Thought #2. The fire can destroy if it is responded to poorly. A well-made clay pot can be fired into something strong and beautiful in a kiln. A poorly-made clay pot can be destroyed by the same fire. Some ways that are not useful:
(A) Always externalizing the crisis. Always blaming others (people, God, the devil) is a way of saying “I have nothing to learn… this is not my fault.” But we need to realize that our own personal failing and our own limitations always have a part in the crisis. Analyzing and responding to our component in the crisis is important. It is healthy to recognize and adapt to our own limitations. It is also healthy to repent and change in areas of personal failure.
(B) Always internalizing the crisis. Likewise, seeing problems/crises as only having to do with our own inabilities/failures is a path to destruction. To only see our inadequacies is not to see things from God’s perspective. After all, God has made us for good works and for His glory.
(C) Always spiritualizing. Evangelicals often respond to crises (the fire) in the same way… pietism. “You need to pray more, read the Bible more, and fast.” While these may be commendable (especially in moderation) it can, again, be a method to avoid learning and growing. It assumes that all problems are related to spiritual opposition and takes essentially an incantational view of God’s work in us.
(D) Assuming crises are always bad. If crises, “the wilderness experience” can lead to growth, learning, and success, it should not necessarily be avoided. Jesus chose to make His way to Jerusalem even though He knew it would lead to torture and death. A time of crisis/testing is not meant to be fun, but to assume it is always bad also sets one’s mind on rejecting it rather than learning from it.
(E) Assuming that crises is always God’s punishment. Sure, we do things wrong and I believe God does sometimes discipline (but even then it is for our own benefit as Hebrews 12 states). However, success-oriented or prosperity-oriented theologies presume that bad stuff is… well… bad. God blesses those He likes with good (likable) stuff, and He punishes those He doesn’t like with bad (undesirable) stuff. Yet there seems little evidence of this in the Bible. Often the happiest people are the mediocre… not bad enough to fall into the traps of their own misbehavior… not faithful enough to be tested, challenged, and opposed.
Thought #3. Handled properly, the “fire” can be very useful. Here are some thoughts in this area.

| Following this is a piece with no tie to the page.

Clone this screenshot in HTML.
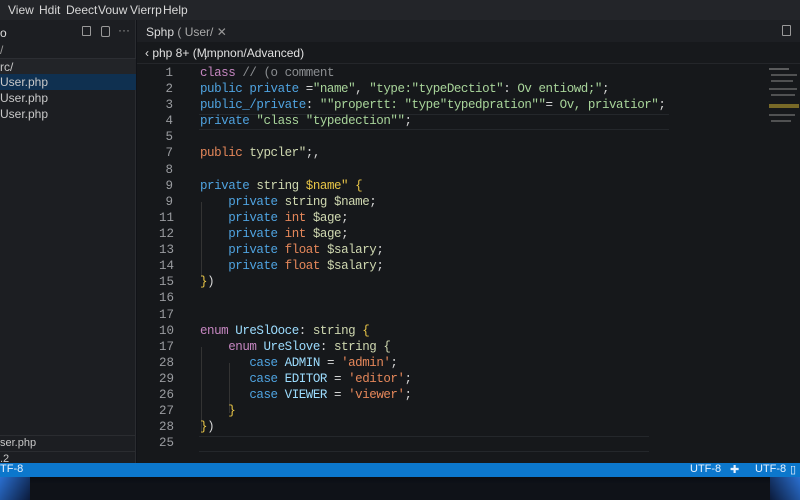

(a) First, recognize that the difficult time is not forever. Corrie Ten Boom’s time in prison was a few months and then it was over. Her sister died in prison, but even for her, the time of trial was temporary. Even in the case of a chronic problem, like Joni Eareckson-Tada (with a spinal cord injury), or with the death of a loved one, the true crisis is the transition period… finding a “new normal.” During times of crisis, there is often the feeling that the problems are forever. A wise person should recognize it is a time of struggle to endure; the light one sees at the end of the tunnel may indeed be the sun shining.
(b) Second, consider the POSSIBILITY that the difficult time is a good thing. Don’t simply try to avoid the unpleasant… try to figure out how one can learn and grow through the experience. See if those lemons can indeed be turned into lemonade. It is possible that God not only allowed it (like Job) but even did for our (and others’) good (like Joseph).
(c) Third, honestly evaluate some causes or components to the crisis. Crises rarely have only one component. Sometimes we really have behaved sinfully, foolishly, mistakenly. If so, we need to honestly face this with ourselves, with God, and with others. Sometimes, we need to change plans or direction. Sometimes, we need to honestly face the fact that we are in a spiritual battle and struggle and pain are part of war. On the other hand, we may find that our own bad behavior caused a bad reaction from others. We need to face our own limitations honestly. Do we need more training? Do we need more help? Do we need to do something else?
(d) Thank God for the fire. Even if the problems are the result of our own sin, the fact that we are still alive means that God is giving us the opportunity to move forward and be a faithful servant of His. Jesus said that those who face persecution for the sake of Christ are blessed. Sometimes when God appears to be distant, the drawing away is to help us recognize that we need Him.
(e) Share with others. Sometimes we need help… not only from God, but from others. God gave Elijah a helper in Elisha at his time of struggle. Sometimes we need prayer and encouragement. Sometimes others need to hear what we are going through because they are struggling. They need to know that these times come. They need to see us when we are weak as well as when we are strong.